MP Chris Huhne's partner Carina Trimingham has launched a bid to appeal against a High Court judge's rejection of her privacy and harassment claim against Associated Newspapers.
Her lawyer Charlotte Harris, a partner with law firm Mishcon de Reya, confirmed today that Trimingham's legal team had filed an application for permission to appeal to the Court of Appeal.
The case is listed to be dealt with at some time between mid August and late October.
Carina Trimingham has launched a bid to appeal her lost privacy case
Trimingham sued Associated Newspapers over a series of stories in the Daily Mail, claiming they amounted to a breach of her right to privacy and harassment under the Protection from Harassment Act.
Her affair with Huhne, the former secretary of state for energy and climate change, became public in June 2010 and he left his wife of 26 years.
Trimingham, a 44-year-old PR adviser, sought compensation and an injunction over 65 "highly unpleasant and hurtful" articles which had appeared since then.
Her lawyers told Mr Justice Tugendhat at the High Court that articles in the Daily Mail constituted a "cataclysmic interference" with her private life.
Associated Newspapers argued that there was an important public interest in the stories.
Mr Justice Tugendhat rejected Trimingham's claim, saying she was not the "purely private figure she claims to be", and that her "reasonable expectation of privacy has become limited" because of both her relationship with Huhne and what she herself had disclosed in the past.
Trimingham is appealing on a number of grounds.
It is claimed that Mr Justice Tugendhat failed properly to interpret numerous references in the stories to Trimingham's sexuality as pejorative, was mistaken in concluding that such references would not have distressed her, and wrongly emphasised the issue of whether she was a robust character in the context of her dealings with the press and media.
The judge is also said to have given "excessive deference" to Associated Newspapers' view of "its right to publish unpleasant, pejorative and/or irrelevant references to Ms Trimingham's sexuality".
It is also said that he "erred fundamentally" by appearing to take the view that someone who was not the main subject of a newspaper article could not claim to have been targeted by the reporting.
On the issue of the claim for misuse of private information, it is argued that the judge was wrong to hold that Ms Trimingham was not herself a private individual because of her work and relationship with Mr Huhne.
Mr Justice Tugendhat's judgment, it is argued, appears to suggest that anyone who works in contact with the media, public figures or political campaigns cannot be regarded as a private individual even if he or she is effectively unknown to the public, has no personal public profile and has deliberately chosen to remain in the background.
It is also argued that the judge confused Huhne's status as a public figure with Trimingham's position, and that his public status should not have reduced her right to privacy in relation to her sexual past, which was unrelated to her relationship with him.

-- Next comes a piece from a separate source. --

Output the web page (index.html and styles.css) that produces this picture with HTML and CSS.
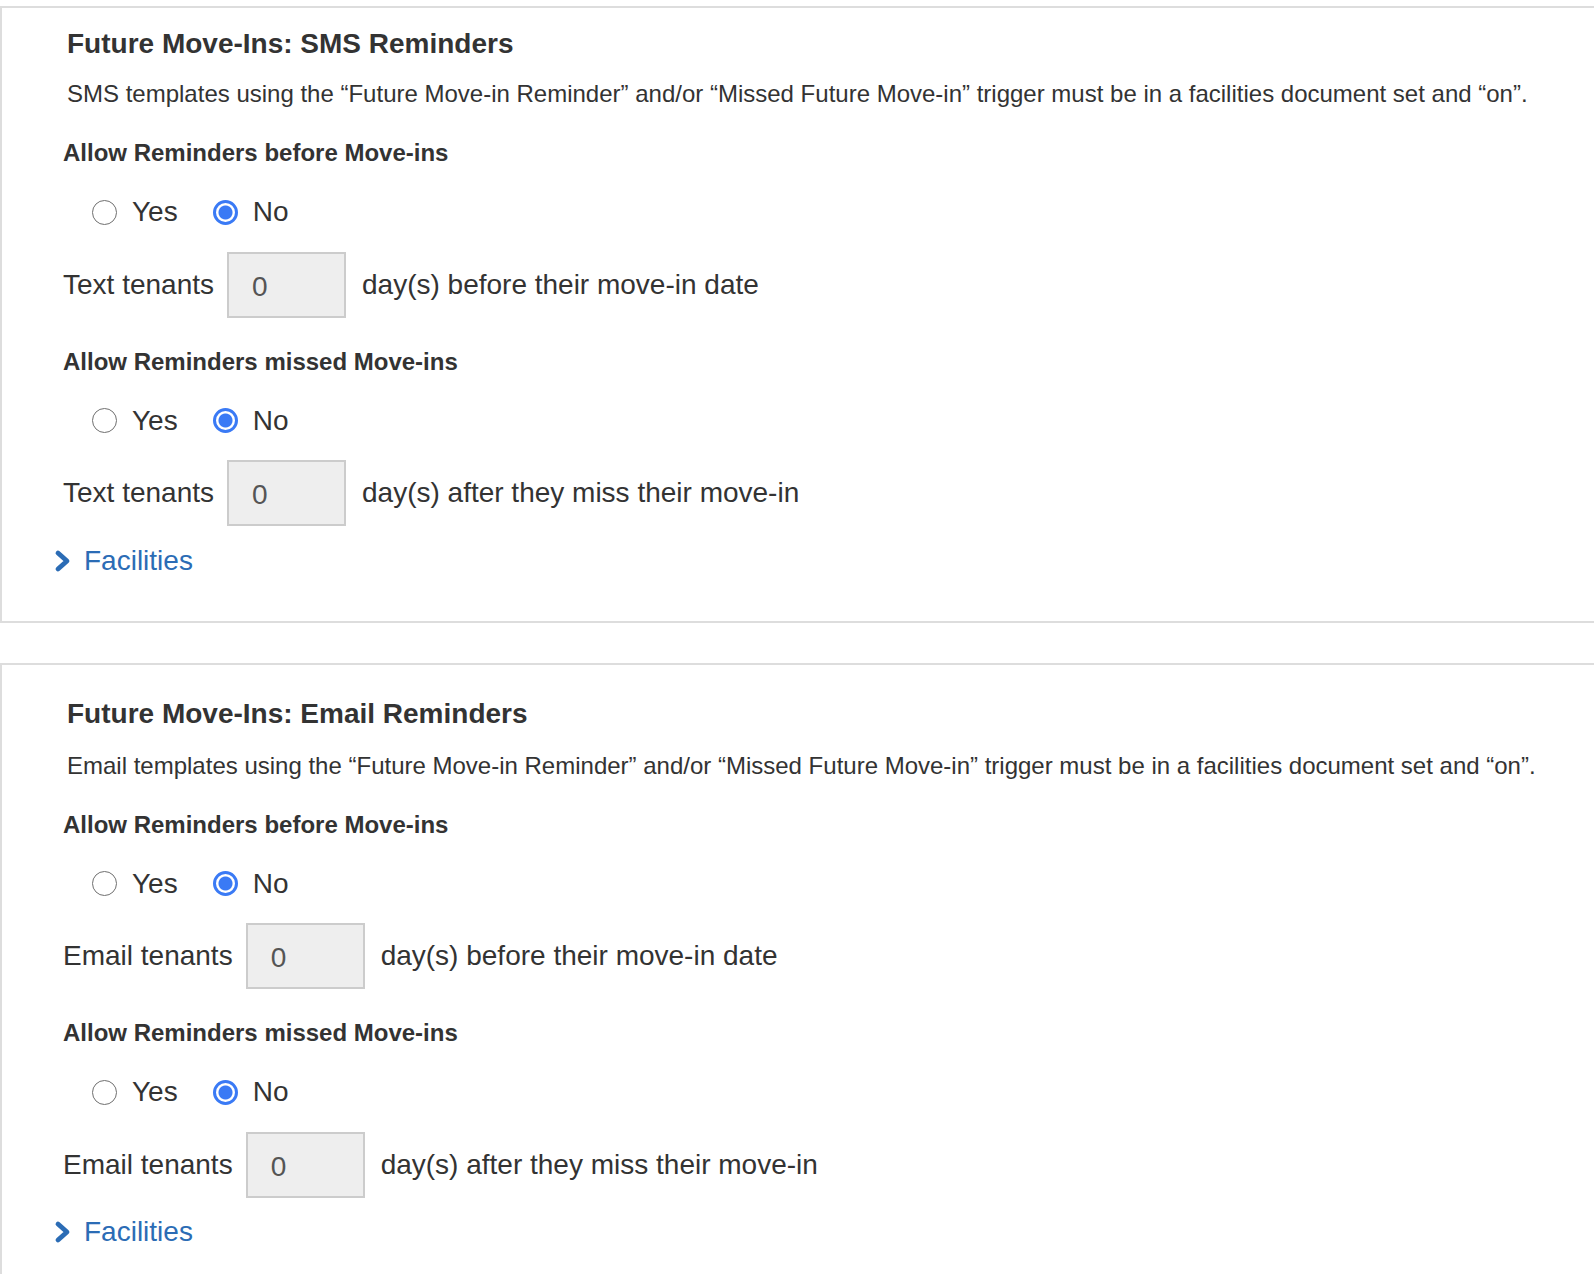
FILE: index.html
```html
<!DOCTYPE html>
<html lang="en">
<head>
<meta charset="utf-8">
<title>Future Move-Ins Reminders</title>
<link rel="stylesheet" href="styles.css">
</head>
<body>
<div class="page">
  <section class="panel panel-first">
    <h2 class="panel-title">Future Move-Ins: SMS Reminders</h2>
    <p class="panel-desc">SMS templates using the “Future Move-in Reminder” and/or “Missed Future Move-in” trigger must be in a facilities document set and “on”.</p>

    <div class="field-label">Allow Reminders before Move-ins</div>
    <div class="radio-row">
      <label class="radio"><input type="radio" name="sms-before"><span class="radio-text">Yes</span></label>
      <label class="radio"><input type="radio" name="sms-before" checked><span class="radio-text">No</span></label>
    </div>
    <div class="days-row">
      <span class="days-lead">Text tenants</span>
      <input class="days-input" type="text" value="0">
      <span class="days-tail">day(s) before their move-in date</span>
    </div>

    <div class="field-label">Allow Reminders missed Move-ins</div>
    <div class="radio-row">
      <label class="radio"><input type="radio" name="sms-missed"><span class="radio-text">Yes</span></label>
      <label class="radio"><input type="radio" name="sms-missed" checked><span class="radio-text">No</span></label>
    </div>
    <div class="days-row">
      <span class="days-lead">Text tenants</span>
      <input class="days-input" type="text" value="0">
      <span class="days-tail">day(s) after they miss their move-in</span>
    </div>

    <a class="facilities" href="#">
      <svg class="chev" width="18" height="24" viewBox="0 0 18 24" aria-hidden="true"><polyline points="4,4 13,12 4,20" fill="none" stroke="currentColor" stroke-width="4.8" stroke-linecap="round" stroke-linejoin="round"/></svg>
      <span>Facilities</span>
    </a>
  </section>

  <section class="panel panel-second">
    <h2 class="panel-title">Future Move-Ins: Email Reminders</h2>
    <p class="panel-desc">Email templates using the “Future Move-in Reminder” and/or “Missed Future Move-in” trigger must be in a facilities document set and “on”.</p>

    <div class="field-label">Allow Reminders before Move-ins</div>
    <div class="radio-row">
      <label class="radio"><input type="radio" name="em-before"><span class="radio-text">Yes</span></label>
      <label class="radio"><input type="radio" name="em-before" checked><span class="radio-text">No</span></label>
    </div>
    <div class="days-row">
      <span class="days-lead">Email tenants</span>
      <input class="days-input" type="text" value="0">
      <span class="days-tail">day(s) before their move-in date</span>
    </div>

    <div class="field-label">Allow Reminders missed Move-ins</div>
    <div class="radio-row">
      <label class="radio"><input type="radio" name="em-missed"><span class="radio-text">Yes</span></label>
      <label class="radio"><input type="radio" name="em-missed" checked><span class="radio-text">No</span></label>
    </div>
    <div class="days-row">
      <span class="days-lead">Email tenants</span>
      <input class="days-input" type="text" value="0">
      <span class="days-tail">day(s) after they miss their move-in</span>
    </div>

    <a class="facilities" href="#">
      <svg class="chev" width="18" height="24" viewBox="0 0 18 24" aria-hidden="true"><polyline points="4,4 13,12 4,20" fill="none" stroke="currentColor" stroke-width="4.8" stroke-linecap="round" stroke-linejoin="round"/></svg>
      <span>Facilities</span>
    </a>
  </section>
</div>
</body>
</html>
```

FILE: styles.css
```css
html, body {
  margin: 0;
  padding: 0;
  background: #ffffff;
  overflow: hidden;
}

body {
  font-family: "Liberation Sans", Arial, Helvetica, sans-serif;
  color: #333333;
}

.page {
  padding-top: 6px;
  width: 1660px;
}

.panel {
  border: 2px solid #dddddd;
  padding: 19px 0 43px 61px;
  display: flex;
  flex-direction: column;
  align-items: flex-start;
}

.panel-second {
  margin-top: 40px;
  padding-top: 32px;
}

.panel-title {
  margin: 0 0 0 4px;
  font-size: 28px;
  font-weight: bold;
  line-height: 34px;
}

.panel-desc {
  margin: 18px 0 0 4px;
  font-size: 24px;
  line-height: 30px;
}

.panel-second .panel-desc {
  margin-top: 20px;
}

.field-label {
  margin-top: 29px;
  font-size: 24px;
  font-weight: bold;
  line-height: 30px;
}

.radio-row {
  margin-top: 27px;
  margin-left: 29px;
  display: flex;
  align-items: center;
  gap: 35px;
  height: 34px;
}

.radio {
  display: flex;
  align-items: center;
  gap: 15px;
  font-size: 28px;
  line-height: 34px;
  cursor: pointer;
}

.radio input {
  appearance: none;
  -webkit-appearance: none;
  margin: 0;
  width: 25px;
  height: 25px;
  border-radius: 50%;
  border: 1.7px solid #6f6f6f;
  background: #ffffff;
  box-sizing: border-box;
}

.radio input:checked {
  border: 3px solid #3a7af5;
  background: radial-gradient(circle, #3a7af5 0, #3a7af5 6.5px, #ffffff 7.5px);
}

.days-row {
  margin-top: 22.5px;
  display: flex;
  align-items: center;
  font-size: 28px;
  line-height: 34px;
}

.days-lead {
  margin-right: 13px;
}

.days-input {
  box-sizing: border-box;
  width: 119px;
  height: 66px;
  margin: 0 16px 0 0;
  padding: 4px 0 0 23px;
  border: 2px solid #cccccc;
  background: #eeeeee;
  font-family: "Liberation Sans", Arial, Helvetica, sans-serif;
  font-size: 28px;
  color: #555555;
  border-radius: 0;
  outline: none;
}

.facilities {
  margin-top: 17.5px;
  margin-left: -9px;
  display: flex;
  align-items: center;
  gap: 12px;
  color: #2b6cb5;
  text-decoration: none;
  font-size: 28px;
  line-height: 34px;
}

.chev {
  display: block;
}
```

Mr Justice Tugendhat is also argued to have been mistaken in dealing with the issue of whether Trimingham had a reasonable expectation of privacy in relation to her private information, and whether there was nonetheless a sufficient public interest to justify its publication.
After she lost her case in May Triningham said in a statement outside the High Court the jugement could become a "blueprint for bullies and bigots."
"I am very concerned that this judgment may become a blueprint for bullies and bigots. I intend to appeal."